국외학술지[2021.09]"Effects of fuel composition and engine operating conditions on particle number index in a direct injection spark ignition engine", Energy Conversion and Management

◎ Title : Effects of fuel composition and engine operating conditions on particle number index in a direct injection spark ignition engine

◎ Authors : Ziyoung Lee, Sungwook Park

◎ Source : Energy Conversion and Management / Vol. 246, DOI : 10.1016/j.enconman.2021.114428 

◎ Article Number : 114428

◎ Published : SEP 1 2021

◎ Indexed : 2021-08-09

◎ Keywords : Direct injection spark ignition engine; Particulate matter; Particle number emission; Fuel components; Particle number index; Injection pressure 


◎ Abstract :

 The present research was conducted to propose an index for predicting particle number (PN) emissions from a direct injection spark ignition engine for various fuel compositions and injection strategies based on the demonstrated correlation between PN emissions and various parameters by using PN measurements and in-cylinder visualization.
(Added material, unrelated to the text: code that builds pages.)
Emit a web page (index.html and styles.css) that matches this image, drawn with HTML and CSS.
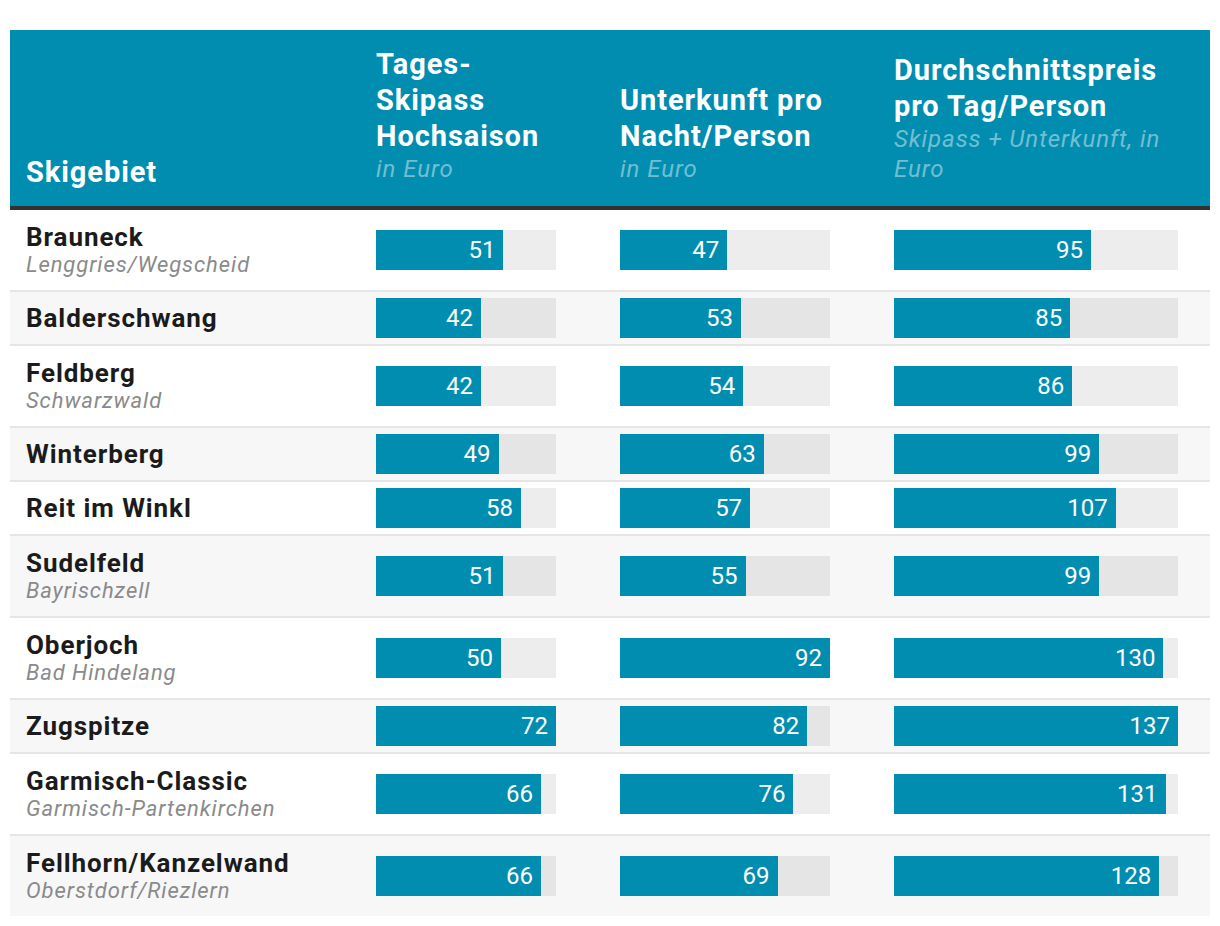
FILE: index.html
```html
<!DOCTYPE html>
<html lang="de">
<head>
<meta charset="utf-8">
<title>Skigebiete</title>
<link rel="stylesheet" href="styles.css">
</head>
<body>
<div class="table">
  <div class="head">
    <div class="hcell"><div class="htitle">Skigebiet</div></div>
    <div class="hcell"><div class="htitle">Tages-Skipass Hochsaison</div><div class="hsub">in Euro</div></div>
    <div class="hcell"><div class="htitle">Unterkunft pro Nacht/Person</div><div class="hsub">in Euro</div></div>
    <div class="hcell last"><div class="htitle">Durchschnittspreis pro Tag/Person</div><div class="hsub">Skipass + Unterkunft, in Euro</div></div>
  </div>

  <div class="row tall">
    <div class="name"><div class="n">Brauneck</div><div class="s">Lenggries/Wegscheid</div></div>
    <div class="cell"><div class="track"><div class="fill" style="width:70.83%">51</div></div></div>
    <div class="cell"><div class="track"><div class="fill" style="width:51.09%">47</div></div></div>
    <div class="cell last"><div class="track"><div class="fill" style="width:69.34%">95</div></div></div>
  </div>
  <div class="row">
    <div class="name"><div class="n">Balderschwang</div></div>
    <div class="cell"><div class="track"><div class="fill" style="width:58.33%">42</div></div></div>
    <div class="cell"><div class="track"><div class="fill" style="width:57.61%">53</div></div></div>
    <div class="cell last"><div class="track"><div class="fill" style="width:62.04%">85</div></div></div>
  </div>
  <div class="row tall">
    <div class="name"><div class="n">Feldberg</div><div class="s">Schwarzwald</div></div>
    <div class="cell"><div class="track"><div class="fill" style="width:58.33%">42</div></div></div>
    <div class="cell"><div class="track"><div class="fill" style="width:58.70%">54</div></div></div>
    <div class="cell last"><div class="track"><div class="fill" style="width:62.77%">86</div></div></div>
  </div>
  <div class="row">
    <div class="name"><div class="n">Winterberg</div></div>
    <div class="cell"><div class="track"><div class="fill" style="width:68.06%">49</div></div></div>
    <div class="cell"><div class="track"><div class="fill" style="width:68.48%">63</div></div></div>
    <div class="cell last"><div class="track"><div class="fill" style="width:72.26%">99</div></div></div>
  </div>
  <div class="row">
    <div class="name"><div class="n">Reit im Winkl</div></div>
    <div class="cell"><div class="track"><div class="fill" style="width:80.56%">58</div></div></div>
    <div class="cell"><div class="track"><div class="fill" style="width:61.96%">57</div></div></div>
    <div class="cell last"><div class="track"><div class="fill" style="width:78.10%">107</div></div></div>
  </div>
  <div class="row tall">
    <div class="name"><div class="n">Sudelfeld</div><div class="s">Bayrischzell</div></div>
    <div class="cell"><div class="track"><div class="fill" style="width:70.83%">51</div></div></div>
    <div class="cell"><div class="track"><div class="fill" style="width:59.78%">55</div></div></div>
    <div class="cell last"><div class="track"><div class="fill" style="width:72.26%">99</div></div></div>
  </div>
  <div class="row tall">
    <div class="name"><div class="n">Oberjoch</div><div class="s">Bad Hindelang</div></div>
    <div class="cell"><div class="track"><div class="fill" style="width:69.44%">50</div></div></div>
    <div class="cell"><div class="track"><div class="fill" style="width:100%">92</div></div></div>
    <div class="cell last"><div class="track"><div class="fill" style="width:94.89%">130</div></div></div>
  </div>
  <div class="row">
    <div class="name"><div class="n">Zugspitze</div></div>
    <div class="cell"><div class="track"><div class="fill" style="width:100%">72</div></div></div>
    <div class="cell"><div class="track"><div class="fill" style="width:89.13%">82</div></div></div>
    <div class="cell last"><div class="track"><div class="fill" style="width:100%">137</div></div></div>
  </div>
  <div class="row tall">
    <div class="name"><div class="n">Garmisch-Classic</div><div class="s">Garmisch-Partenkirchen</div></div>
    <div class="cell"><div class="track"><div class="fill" style="width:91.67%">66</div></div></div>
    <div class="cell"><div class="track"><div class="fill" style="width:82.61%">76</div></div></div>
    <div class="cell last"><div class="track"><div class="fill" style="width:95.62%">131</div></div></div>
  </div>
  <div class="row tall">
    <div class="name"><div class="n">Fellhorn/Kanzelwand</div><div class="s">Oberstdorf/Riezlern</div></div>
    <div class="cell"><div class="track"><div class="fill" style="width:91.67%">66</div></div></div>
    <div class="cell"><div class="track"><div class="fill" style="width:75.00%">69</div></div></div>
    <div class="cell last"><div class="track"><div class="fill" style="width:93.43%">128</div></div></div>
  </div>
</div>
</body>
</html>
```
FILE: styles.css
```css
html, body {
  margin: 0;
  padding: 0;
  background: #ffffff;
}

body {
  font-family: Roboto, "Liberation Sans", sans-serif;
  color: #1b1b1b;
  letter-spacing: 0.058em;
}

.table {
  margin: 30px 10px 0 10px;
  width: 1200px;
}

.head,
.row {
  display: grid;
  grid-template-columns: 350px 244px 274px 332px;
}

.head {
  background: #018db0;
  border-bottom: 4px solid #333333;
  height: 180px;
  box-sizing: border-box;
}

.hcell {
  padding: 16px 48px 16px 16px;
  display: flex;
  flex-direction: column;
  justify-content: flex-end;
}

.hcell.last {
  padding-right: 32px;
}

.htitle {
  font-size: 29px;
  font-weight: 700;
  line-height: 36px;
  color: #ffffff;
}

.hsub {
  font-size: 24px;
  font-style: italic;
  line-height: 30px;
  color: rgba(255, 255, 255, 0.45);
  padding-bottom: 6px;
}

.row {
  padding: 6px 0;
  align-items: center;
  border-bottom: 2px solid #e6e6e6;
}

.row.tall {
  padding: 12px 0;
}

.row:nth-child(odd) {
  background: #f7f7f7;
}

.row:last-child {
  border-bottom: none;
}

.name {
  padding-left: 16px;
}

.n {
  font-size: 26px;
  font-weight: 700;
  line-height: 30px;
  color: #1b1b1b;
}

.s {
  font-size: 22px;
  font-style: italic;
  line-height: 26px;
  color: #8a8a8a;
}

.cell {
  padding: 0 48px 0 16px;
}

.cell.last {
  padding-right: 32px;
}

.track {
  height: 40px;
  background: rgba(0, 0, 0, 0.07);
}

.fill {
  height: 40px;
  background: #018db0;
  color: #ffffff;
  font-size: 24px;
  line-height: 40px;
  letter-spacing: 0;
  text-align: right;
  padding-right: 8px;
  box-sizing: border-box;
}
```
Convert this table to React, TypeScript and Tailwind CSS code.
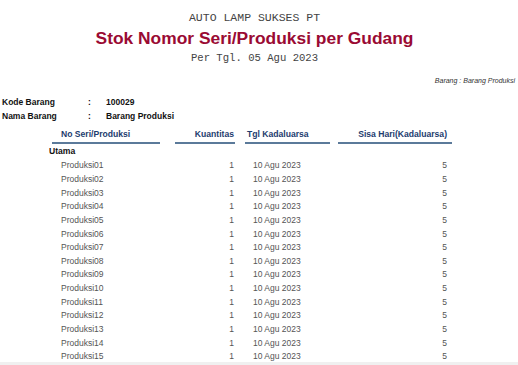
import React from 'react'

const rows = Array.from({ length: 15 }, (_, i) => ({
  serial: `Produksi${String(i + 1).padStart(2, '0')}`,
  qty: 1,
  expiry: '10 Agu 2023',
  daysLeft: 5,
}))

const mono = { fontFamily: '"Liberation Mono", "Courier New", monospace' }

export default function App() {
  return (
    <div
      className="h-[365px] w-[518px] flex flex-col bg-white overflow-hidden"
      style={{ fontFamily: '"Liberation Sans", Arial, sans-serif' }}
    >
      <div className="flex-1 overflow-hidden">
        {/* Report heading */}
        <div className="flex flex-col items-center pt-[11px] pr-[9px]">
          <div className="text-[11.5px] leading-[13px] text-[#444]" style={mono}>
            AUTO LAMP SUKSES PT
          </div>
          <div className="text-[17.4px] leading-[22px] font-bold text-[#9a0a33] mt-[3px]">
            Stok Nomor Seri/Produksi per Gudang
          </div>
          <div className="text-[10.6px] leading-[12px] text-[#444] mt-[3px]" style={mono}>
            Per Tgl. 05 Agu 2023
          </div>
        </div>
        <div className="flex justify-end pr-[3px] mt-[12px] text-[7px] leading-[9px] italic text-[#333]">
          Barang : Barang Produksi
        </div>

        {/* Item info */}
        <div className="mt-[11px] pl-[2px] text-[8.5px] leading-[13.5px] font-bold text-[#111]">
          <div className="flex">
            <span className="w-[86px]">Kode Barang</span>
            <span className="w-[18px]">:</span>
            <span>100029</span>
          </div>
          <div className="flex">
            <span className="w-[86px]">Nama Barang</span>
            <span className="w-[18px]">:</span>
            <span>Barang Produksi</span>
          </div>
        </div>

        {/* Table header */}
        <div className="flex mt-[5px] pl-[52px] text-[8.6px] leading-[12px] font-bold text-[#1d3c6e]">
          <div className="w-[108px] pl-[9px] pb-[2px] border-b-2 border-[#5b7a9a]">No Seri/Produksi</div>
          <div className="w-[60px] ml-[15px] text-right pr-[1px] pb-[2px] border-b-2 border-[#5b7a9a]">Kuantitas</div>
          <div className="w-[85px] ml-[10px] pl-[2px] pb-[2px] border-b-2 border-[#5b7a9a]">Tgl Kadaluarsa</div>
          <div className="w-[114px] ml-[8px] text-right pr-[5px] pb-[2px] border-b-2 border-[#5b7a9a]">Sisa Hari(Kadaluarsa)</div>
        </div>

        {/* Group */}
        <div className="mt-[1px] pl-[49px] text-[8.6px] leading-[13px] font-bold text-[#111]">Utama</div>

        <div className="mt-[1px] text-[8.5px] text-[#555]">
          {rows.map((r) => (
            <div key={r.serial} className="flex h-[13.64px] items-center pl-[52px]">
              <div className="w-[108px] pl-[9px]">{r.serial}</div>
              <div className="w-[60px] ml-[15px] text-right pr-[1px]">{r.qty}</div>
              <div className="w-[85px] ml-[10px] pl-[8px]">{r.expiry}</div>
              <div className="w-[114px] ml-[8px] text-right pr-[5px]">{r.daysLeft}</div>
            </div>
          ))}
        </div>
      </div>
      <div className="h-[3px] bg-[#f0f0f0]" />
    </div>
  )
}
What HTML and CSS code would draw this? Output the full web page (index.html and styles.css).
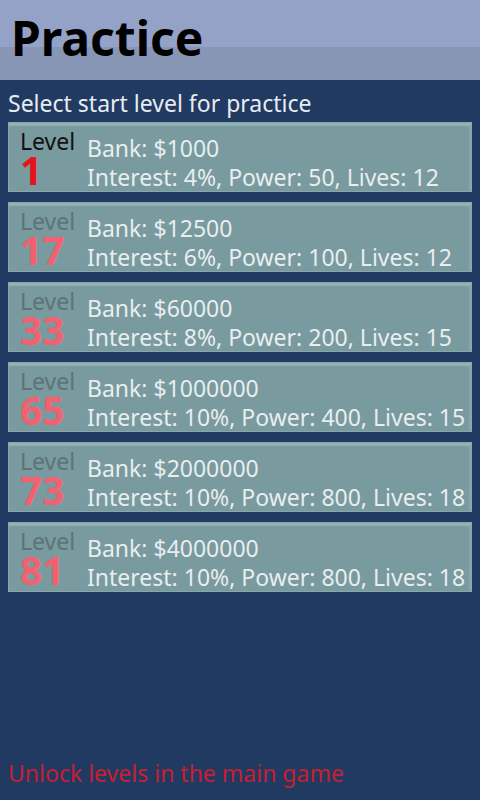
FILE: index.html
```html
<!DOCTYPE html>
<html lang="en">
<head>
    <meta charset="UTF-8">
    <meta name="viewport" content="width=device-width, initial-scale=1.0">
    <title>Practice</title>
    <link rel="stylesheet" href="styles.css">
</head>
<body>

<div class="header">
    <h1>Practice</h1>
</div>

<div class="content">
    <p class="intro">Select start level for practice</p>

    <!-- Level list -->
    <div class="levels">
        <div class="level unlocked">
            <div class="level-num"><span class="label">Level</span><span class="num">1</span></div>
            <div class="level-info"><div>Bank: $1000</div><div>Interest: 4%, Power: 50, Lives: 12</div></div>
        </div>
        <div class="level">
            <div class="level-num"><span class="label">Level</span><span class="num">17</span></div>
            <div class="level-info"><div>Bank: $12500</div><div>Interest: 6%, Power: 100, Lives: 12</div></div>
        </div>
        <div class="level">
            <div class="level-num"><span class="label">Level</span><span class="num">33</span></div>
            <div class="level-info"><div>Bank: $60000</div><div>Interest: 8%, Power: 200, Lives: 15</div></div>
        </div>
        <div class="level">
            <div class="level-num"><span class="label">Level</span><span class="num">65</span></div>
            <div class="level-info"><div>Bank: $1000000</div><div>Interest: 10%, Power: 400, Lives: 15</div></div>
        </div>
        <div class="level">
            <div class="level-num"><span class="label">Level</span><span class="num">73</span></div>
            <div class="level-info"><div>Bank: $2000000</div><div>Interest: 10%, Power: 800, Lives: 18</div></div>
        </div>
        <div class="level">
            <div class="level-num"><span class="label">Level</span><span class="num">81</span></div>
            <div class="level-info"><div>Bank: $4000000</div><div>Interest: 10%, Power: 800, Lives: 18</div></div>
        </div>
    </div>

    <p class="unlock">Unlock levels in the main game</p>
</div>

</body>
</html>
```

FILE: styles.css
```css
html, body {
    height: 100%;
}
body {
    font-family: "Noto Sans", "Open Sans", sans-serif;
    margin: 0;
    background-color: #203a62;
    display: flex;
    flex-direction: column;
}
.header {
    height: 80px;
    background: linear-gradient(to bottom, #93a2c6 0, #93a2c6 47px, #8696b4 47px, #8696b4 100%);
}
.header h1 {
    margin: 0;
    padding-left: 11px;
    font-size: 48px;
    line-height: 75px;
    font-weight: bold;
    color: #000;
}
.content {
    flex: 1;
    display: flex;
    flex-direction: column;
    padding: 0 8px;
}
.intro {
    margin: 0;
    font-size: 23px;
    line-height: 30px;
    padding-top: 8px;
    color: #e8ecf0;
}
.levels {
    display: flex;
    flex-direction: column;
    gap: 10px;
    margin-top: 4px;
}
.level {
    height: 70px;
    box-sizing: border-box;
    width: 464px;
    background-color: #799a9e;
    border: 1px solid #88a8ac;
    box-shadow: inset 0 3px 0 #8fb0b4, inset -2px 0 0 #86a6aa;
    display: flex;
    padding: 7px 0 0 11px;
}
.level-num {
    width: 67px;
    display: flex;
    flex-direction: column;
}
.label {
    font-size: 23px;
    line-height: 22px;
    color: #5b7477;
}
.num {
    font-size: 39px;
    font-weight: bold;
    line-height: 36px;
    color: #f4606e;
}
.unlocked .label {
    color: #111;
}
.unlocked .num {
    color: #e5141e;
}
.level-info {
    margin-top: 4px;
    font-size: 23px;
    line-height: 29px;
    color: #e8eef0;
    white-space: nowrap;
}
.unlock {
    margin: auto 0 0 0;
    padding-bottom: 12px;
    font-size: 23px;
    line-height: 30px;
    color: #c81e32;
}
```
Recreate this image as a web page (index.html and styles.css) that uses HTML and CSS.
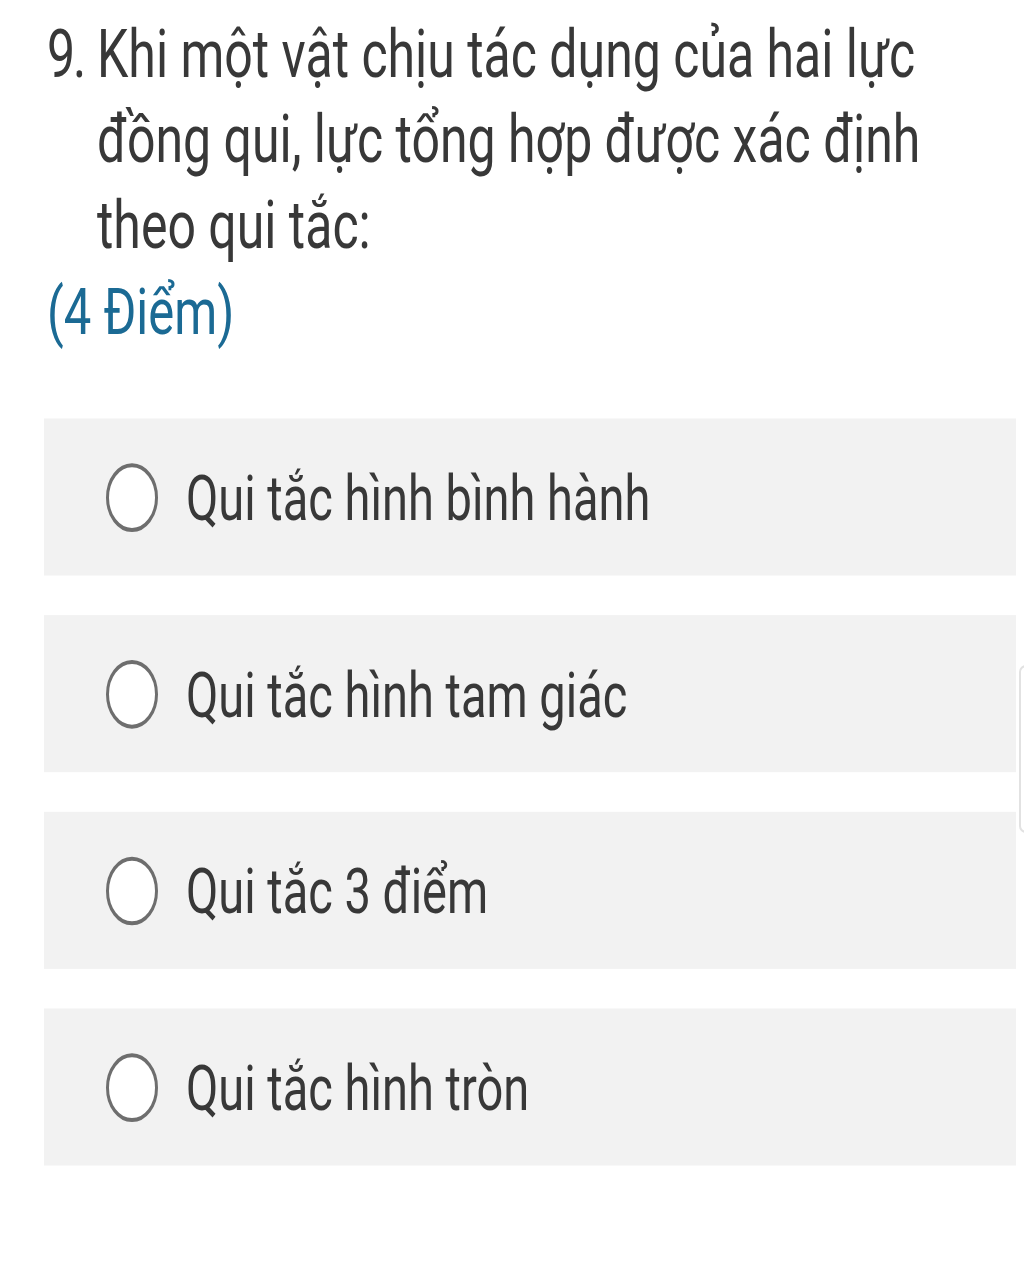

Experiments were conducted using a single-cylinder engine equipped with a direct injection system and visualization system. Three types of fuel were tested: indolene, indolene blended with 9.95% dodecane, and indolene blended with 9.2% divinylbenzene. The injection timing was varied from 330° to 180°CA BTDC during the intake process with injection pressures of 10, 20, and 35 MPa. The PN and particle size distributions were measured simultaneously using PPS-M and EEPS. Spray development and flame images were captured through a side quartz window placed on the upper side of the liner and a bottom quartz window installed in the center of the piston. When the dodecane blended fuel interacted with the piston, the presence of dodecane (with a higher viscosity and lower vapor pressure than indolene) increased the fuel mass adhered to the piston and deteriorated fuel film evaporation, thereby enlarging the diffusion flame and increasing PN emissions. Soot precursor molecules generated by the thermal dissociation of divinylbenzene, which contains multiple bonds, promoted the inception of particulate matter and particle growth, increasing the number of particles emitted and the average particle size for the divinylbenzene blend. A PN index was proposed as a function of the chemical structure, vapor pressure of the fuel components, and injection pressure. This index showed high predictability, with a correlation coefficient of 0.9354 for various fuel compositions and injection strategies.